His lips a thin line and his jaw hard set, Dave glared at Tom across the conference table. Tom’s eyes narrowed and returned a cold, steely stare. Neither project manager was going to budge. They had locked horns over the issue of shared resources, specifically the test engineers who supported both of their projects. The company didn’t have the budget to hire more test engineers, so Tom and Dave were gridlocked in what was essentially a battle for dominance.
Their boss, who didn’t believe in micromanaging his project managers, could have been like Solomon and split the 2 test engineers, but that would have left both project managers feeling resentful, so he told them to “figure it out.”
Have you ever felt like this?
What are some ways that you can unlock the horns, stop butting heads and move from gridlock to dialogue when you face an impasse?

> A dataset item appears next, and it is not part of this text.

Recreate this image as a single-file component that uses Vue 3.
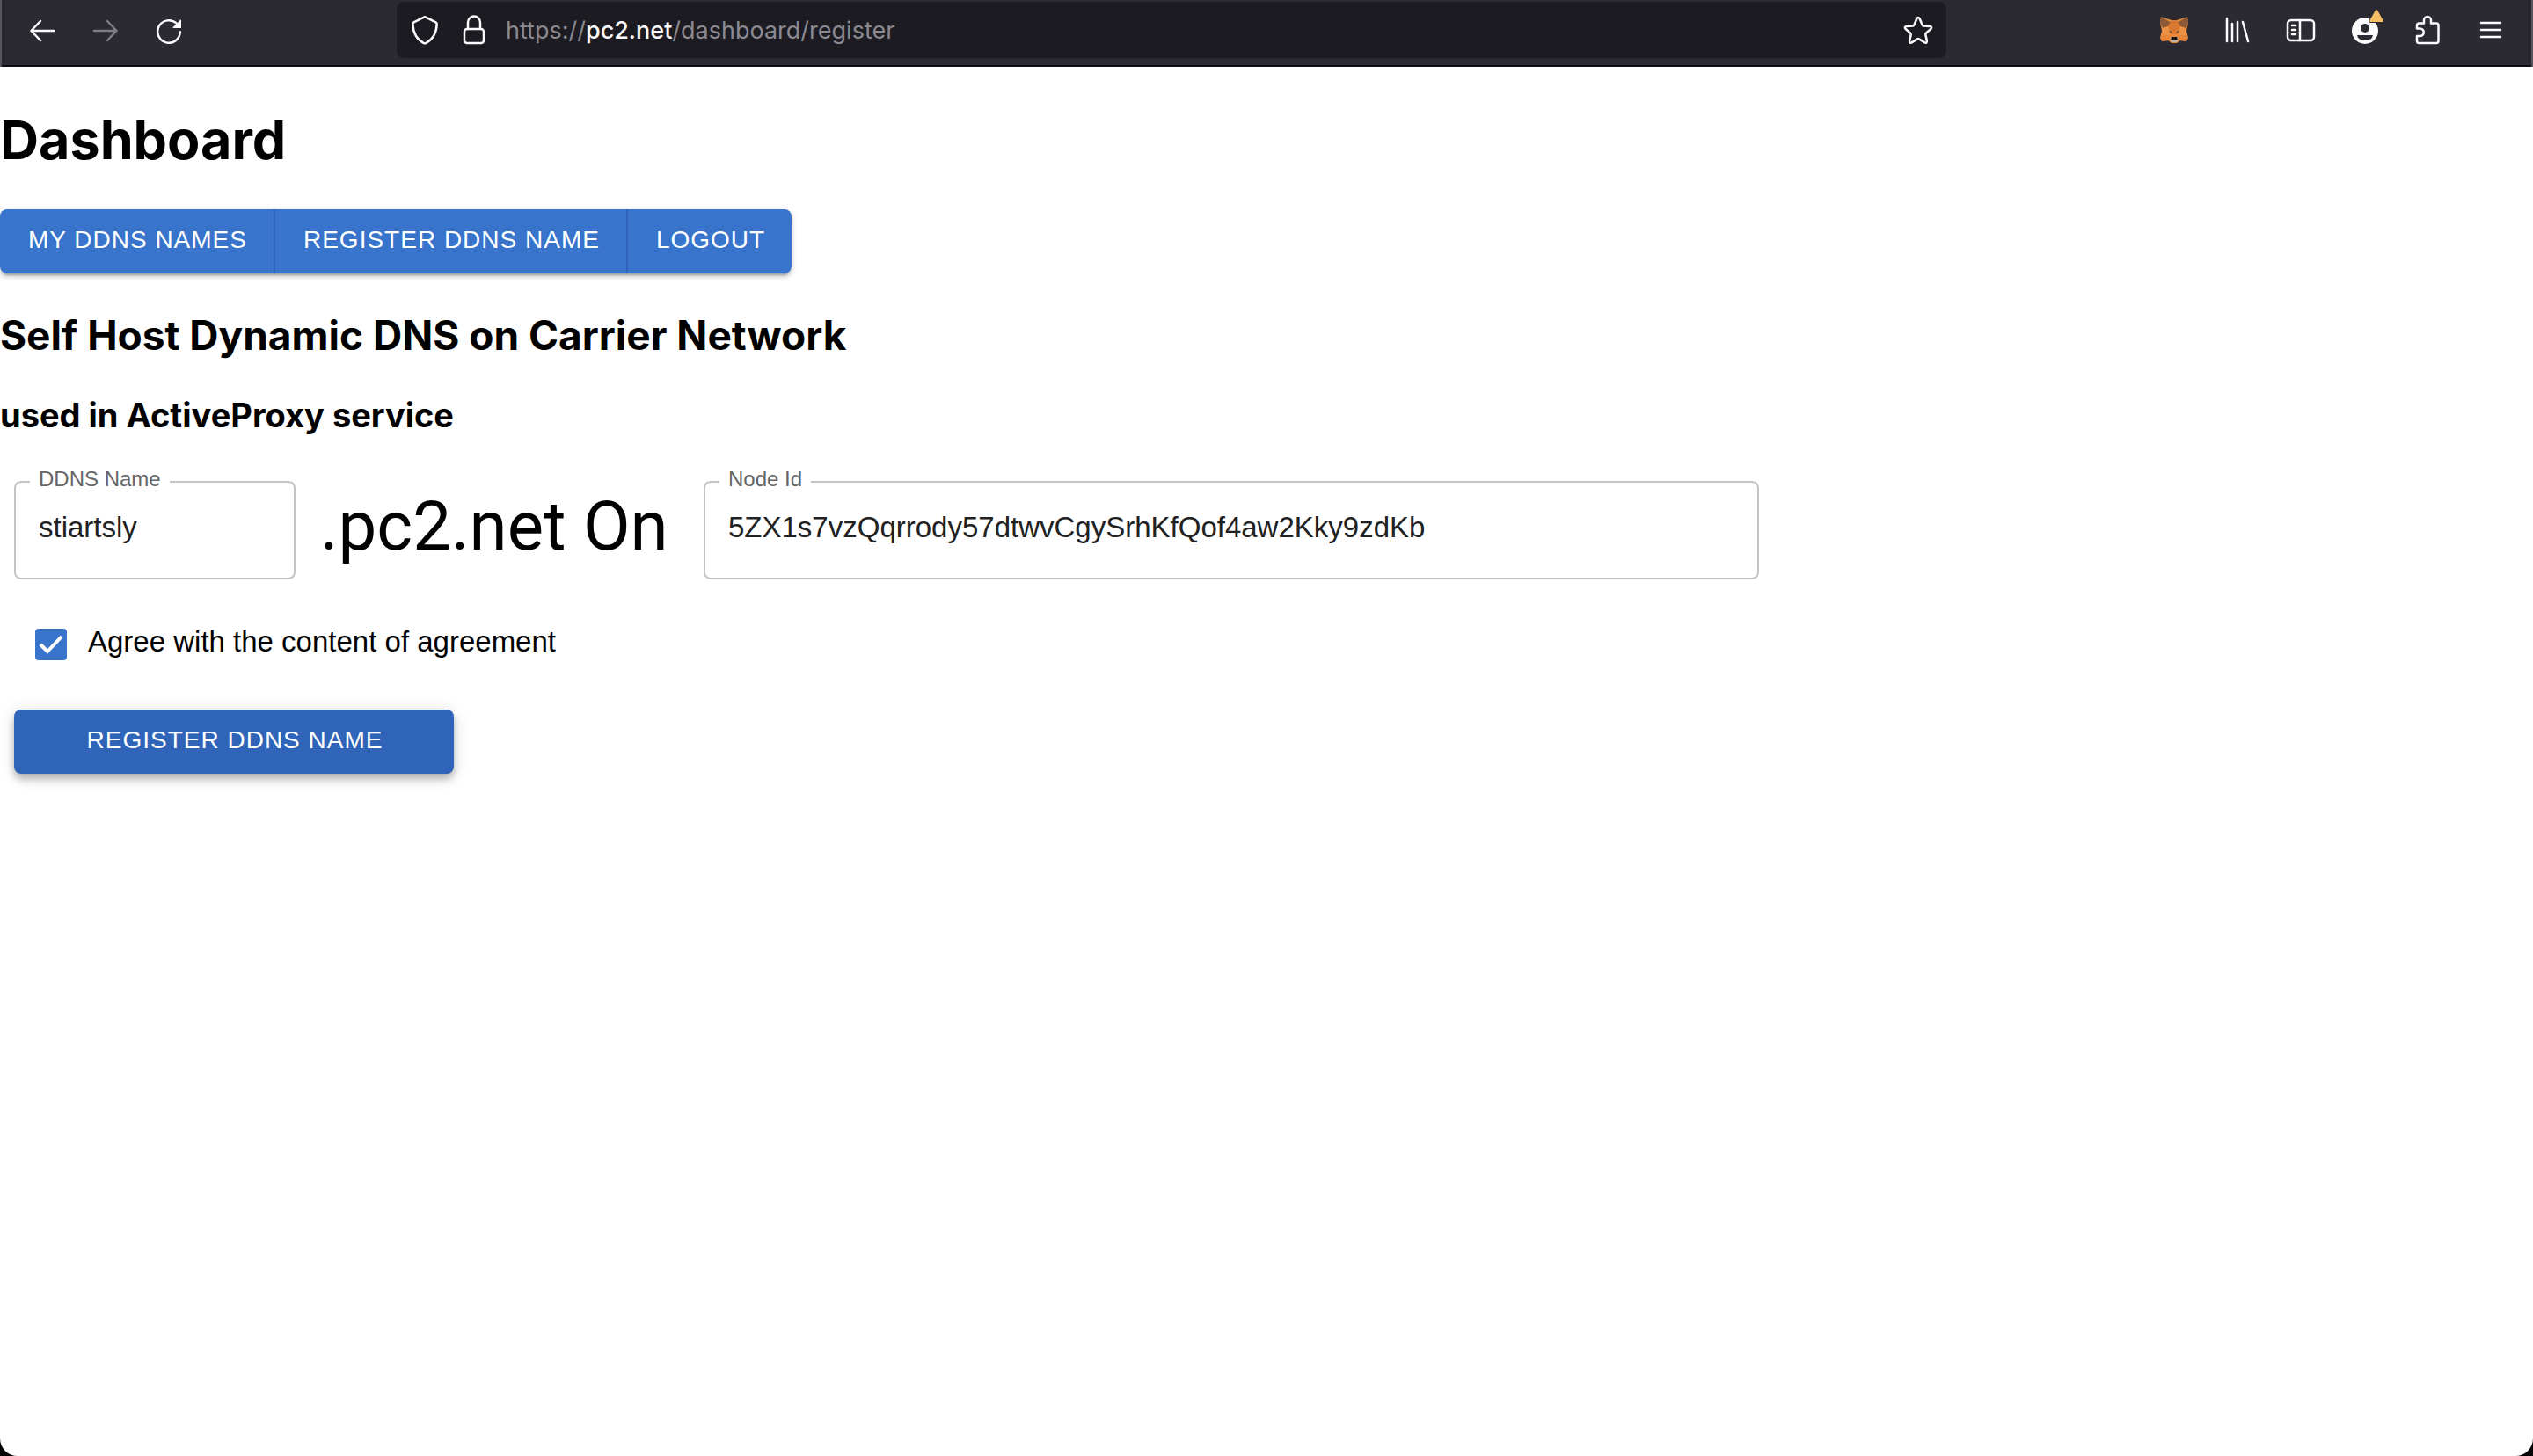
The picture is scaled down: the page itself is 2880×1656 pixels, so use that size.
<script setup>
import { ref } from 'vue'

const ddnsName = ref('stiartsly')
const nodeId = ref('5ZX1s7vzQqrrody57dtwvCgySrhKfQof4aw2Kky9zdKb')
const agreed = ref(true)
</script>

<template>
  <div class="window">
    <header class="toolbar">
      <nav class="tools" aria-label="Navigation">
        <button class="tool" type="button" aria-label="Back">
          <svg width="32" height="32" viewBox="0 0 32 32"><path d="M29 17H3.500M14 6 3.500 17 14 28" /></svg>
        </button>
        <button class="tool dim" type="button" aria-label="Forward" disabled>
          <svg width="32" height="32" viewBox="0 0 32 32"><path d="M3 17h25.500M18 6l10.500 11L18 28" /></svg>
        </button>
        <button class="tool" type="button" aria-label="Reload">
          <svg width="32" height="32" viewBox="0 0 32 32">
            <path d="M28.800 18.200A12.800 12.800 0 1 1 24.500 8.400" />
            <path class="solid" d="M30 5v8.500q0 .5-.5.5H21q-.8-.2-.3-1L29 4.800q.8-.5 1 .2z" />
          </svg>
        </button>
      </nav>
      <span class="spring"></span>
      <div class="urlbar">
        <svg class="shield" width="32" height="36" viewBox="0 0 32 36"><path d="M16 3.200 28.500 9.400q1.300.7 1.200 2.200C29.200 21 25.500 28.500 17.500 32.800q-1.500.8-3 0C6.500 28.500 2.800 21 2.300 11.600q-.1-1.500 1.200-2.200z" /></svg>
        <svg class="lock" width="28" height="36" viewBox="0 0 28 36"><rect x="3" y="17" width="22" height="16" rx="3" /><path d="M7 17V9.500a7 7 0 0 1 14 0V17" /></svg>
        <span class="url">https://<strong>pc2.net</strong>/dashboard/register</span>
        <svg class="star" width="36" height="36" viewBox="0 0 36 36"><path d="M16.300 5.400q1.700-2.800 3.400 0l3 7.100q.4.900 1.400 1l7.300.5q3 .6.9 3l-5.500 4.800q-.7.600-.5 1.600l1.600 7q.2 3-2.500 2l-6.400-4q-1-.6-2 0l-6.400 4q-2.700 1-2.500-2l1.600-7q.2-1-.5-1.600l-5.500-4.800q-2.100-2.400.9-3l7.300-.5q1-.1 1.400-1z" /></svg>
      </div>
      <span class="spring"></span>
      <nav class="tools" aria-label="Extensions and menu">
        <button class="tool" type="button" aria-label="MetaMask">
          <svg class="fox" width="32" height="32" viewBox="0 0 32 32">
            <path fill="#e58a3c" d="M1 1 13 5h6L31 1l1 7-2 9 2 8-2 4-7-1-4 3h-6l-4-3-7 1-2-4 2-8L0 8z" />
            <path fill="#8d5a38" d="M1 1 13 8 9 12 3 14 0 8zM31 1 19 8l4 4 6 2 3-6z" />
            <path fill="#d97830" d="M13 5h6l4 7-3 9h-8l-3-9z" />
            <path fill="#ed9145" d="M3 14 9 12l3 10-4 4-6-4zM29 14l-6-2-3 10 4 4 6-4z" />
            <path fill="#e98537" d="M2 22h9l2 7-4-1-7 1zM30 22h-9l-2 7 4-1 7 1z" />
            <path fill="#51443e" d="m9 17 4 1v2zM23 17l-4 1v2z" />
            <path fill="#c4b5a8" d="m11 26 3-2h4l3 2-2 4h-6z" />
            <path fill="#171416" d="M13 24h6l1 3h-8z" />
          </svg>
        </button>
        <button class="tool" type="button" aria-label="Library">
          <svg width="32" height="32" viewBox="0 0 32 32"><path d="M4 3v26M10 9v20M16 7v22M22 7l6 22" /></svg>
        </button>
        <button class="tool" type="button" aria-label="Sidebars">
          <svg width="36" height="32" viewBox="0 0 36 32"><rect x="3" y="5" width="30" height="23" rx="4" /><path d="M17 5v23M8 11h4M8 16h4M8 21h4" /></svg>
        </button>
        <button class="tool account" type="button" aria-label="Account">
          <svg width="32" height="32" viewBox="0 0 32 32">
            <circle class="solid" cx="17" cy="17" r="15" />
            <circle class="hole" cx="17" cy="14" r="5" />
            <path class="hole" d="M8 22h18q-1 6-9 6t-9-6z" />
          </svg>
          <svg class="alert" width="20" height="18" viewBox="0 0 20 18"><path d="M8.700 3q1.300-2 2.600 0l6.200 11q.8 2-1.200 2H3.700q-2 0-1.200-2z" /></svg>
        </button>
        <button class="tool" type="button" aria-label="Extensions">
          <svg width="32" height="36" viewBox="0 0 32 36"><path d="M4 16.500V13q0-2.500 2.500-2.500H12V7a4 4 0 0 1 8 0v3.500h6q2.500 0 2.500 2.500v17.500q0 2.500-2.500 2.500H6.500Q4 33 4 30.500V25h3.500a4.200 4.200 0 0 0 0-8.500z" /></svg>
        </button>
        <button class="tool" type="button" aria-label="Menu">
          <svg width="32" height="32" viewBox="0 0 32 32"><path d="M5 8h22M5 16h22M5 24h22" /></svg>
        </button>
      </nav>
    </header>

    <main>
      <h1>Dashboard</h1>
      <nav class="group" aria-label="Dashboard">
        <button class="btn" type="button">MY DDNS NAMES</button>
        <button class="btn" type="button">REGISTER DDNS NAME</button>
        <button class="btn" type="button">LOGOUT</button>
      </nav>
      <h2>Self Host Dynamic DNS on Carrier Network</h2>
      <h3>used in ActiveProxy service</h3>

      <form @submit.prevent>
        <div class="row">
          <div class="field name">
            <label for="ddns">DDNS Name</label>
            <input id="ddns" v-model="ddnsName" type="text" />
          </div>
          <span class="domain">.pc2.net On</span>
          <div class="field node">
            <label for="node">Node Id</label>
            <input id="node" v-model="nodeId" type="text" spellcheck="false" />
          </div>
        </div>
        <div class="agree">
          <input id="agree" v-model="agreed" type="checkbox" />
          <label for="agree">Agree with the content of agreement</label>
        </div>
        <button class="btn submit" type="submit">REGISTER DDNS NAME</button>
      </form>
    </main>
  </div>
</template>

<style>
body {
  background: #000;
}
</style>

<style scoped>
.window {
  box-sizing: border-box;
  min-height: 100vh;
  background: #fff;
  border-radius: 0 0 20px 20px;
  overflow: hidden;
  font-family: Inter, "Noto Sans", sans-serif;
  color: #000;
}

.toolbar {
  display: flex;
  box-sizing: border-box;
  height: 76px;
  padding: 2px 10px 10px;
  background: #2b2a33;
  border: solid #55545c;
  border-width: 0 2px;
  box-shadow: inset 0 -2px #0c0c0d;
}
.tools {
  display: flex;
}
.spring {
  flex: 13;
}
.tool {
  display: flex;
  align-items: center;
  justify-content: center;
  position: relative;
  width: 72px;
  padding: 0;
  border: 0;
  background: none;
}
.dim {
  opacity: 0.4;
}
svg {
  flex: none;
  fill: none;
  stroke: #fbfbfe;
  stroke-width: 2.5;
  stroke-linecap: round;
  stroke-linejoin: round;
}
.fox,
.solid,
.hole,
.alert {
  stroke: none;
}
.solid {
  fill: #fbfbfe;
}
.hole {
  fill: #2b2a33;
}
.alert {
  position: absolute;
  top: 7px;
  right: 12px;
  fill: #f5c065;
  stroke: #2b2a33;
  stroke-width: 2;
  paint-order: stroke;
}
.urlbar {
  display: flex;
  flex: 101;
  align-items: center;
  padding: 0 14px 0 16px;
  border-radius: 8px;
  background: #1c1b22;
}
.lock {
  margin: 0 22px 0 26px;
}
.url {
  flex: 1;
  padding-top: 2px;
  font-size: 27px;
  line-height: 36px;
  color: #8b8a90;
}
.url strong {
  font-weight: 500;
  color: #fbfbfe;
}

h1,
h2,
h3 {
  margin: 0;
  font-weight: 700;
}
h1 {
  padding: 45px 0 41px;
  font-size: 61px;
  line-height: 76px;
}
h2 {
  padding-top: 42px;
  font-size: 46px;
  line-height: 56px;
}
h3 {
  padding-top: 41px;
  font-size: 38px;
  line-height: 44px;
}

.btn {
  padding: 17px 30px 20px 32px;
  border: 0;
  background: #3874cb;
  color: #fff;
  font: 28px/36px "Liberation Sans", Arial, sans-serif;
  letter-spacing: 1px;
}
.group {
  display: flex;
  width: fit-content;
  border-radius: 8px;
  overflow: hidden;
  box-shadow: 0 6px 2px -4px rgba(0, 0, 0, 0.2), 0 4px 4px rgba(0, 0, 0, 0.14), 0 2px 10px rgba(0, 0, 0, 0.12);
}
.group .btn + .btn {
  border-left: 2px solid #3064b9;
}

form {
  display: flex;
  flex-direction: column;
  align-items: flex-start;
  gap: 56px;
  padding: 53px 16px;
  font-family: "Liberation Sans", Arial, sans-serif;
}
.row {
  display: flex;
  align-items: center;
  width: 100%;
}
.field {
  position: relative;
  box-sizing: border-box;
  height: 112px;
  border: 2px solid #c4c4c4;
  border-radius: 8px;
}
.name {
  width: 320px;
}
.node {
  flex: 1;
  max-width: 1200px;
}
.field label {
  position: absolute;
  top: -18px;
  left: 16px;
  padding: 0 10px;
  background: #fff;
  color: #666;
  font-size: 24px;
  line-height: 28px;
}
.field input {
  box-sizing: border-box;
  width: 100%;
  height: 100%;
  padding: 0 26px 6px;
  border: 0;
  outline: 0;
  background: none;
  color: #212121;
  font: 33px "Liberation Sans", Arial, sans-serif;
}
.domain {
  box-sizing: border-box;
  width: 464px;
  padding: 0 0 8px 28px;
  font-family: Roboto, sans-serif;
  font-size: 78px;
  line-height: 96px;
  white-space: nowrap;
}
.agree {
  display: flex;
  align-items: center;
  gap: 24px;
  height: 36px;
  padding-left: 24px;
}
.agree input {
  appearance: none;
  flex: none;
  width: 36px;
  height: 36px;
  margin: 0;
  border-radius: 4px;
  background: #fff;
  box-shadow: inset 0 0 0 4px #666;
}
.agree input:checked {
  box-shadow: none;
  background: #3874cb url('data:image/svg+xml,<svg xmlns="http://www.w3.org/2000/svg" viewBox="0 0 36 36"><path d="M6 18 14 26 30 9" fill="none" stroke="white" stroke-width="4"/></svg>');
}
.agree label {
  padding-bottom: 6px;
  font-size: 33px;
  line-height: 36px;
}
.submit {
  width: 500px;
  border-radius: 8px;
  background: #3064b9;
  box-shadow: 0 4px 8px -2px rgba(0, 0, 0, 0.2), 0 8px 10px rgba(0, 0, 0, 0.14), 0 2px 20px rgba(0, 0, 0, 0.12);
}
</style>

When people argue, or are at a frustrating gridlock, emotions can be high and cause an automatic physical stress response, the fight or flight response. The fight or flight response keeps us from danger by making us want to fight or run away. Sometimes, the threat can be so overwhelming that a “freeze response” (“deer-in-the-headlights) is triggered.
Fight, flight or freeze, you may experience increased heart rate and respiration, red or pale face, tense muscles, rapid speech, sweating, tunnel vision and more. What you won’t experience is your best quality thinking. Stress can alter and disrupt the executive function of the brain, which affects memory, problem solving and decision-making.
Stop, take a break from looking at the issue the same way, and give yourself a chance to calm down, reflect and better examine the problem.
Here are some ways to “Stop”:
Take a break. “I think we need a little break.” Depending on the circumstances, you could suggest anything from a short “bio” break (15 minutes) to a few hours, or to another day. For longer breaks, suggest that all parties do some “homework” to examine the true needs, which may involve getting more information, and considering possible alternatives.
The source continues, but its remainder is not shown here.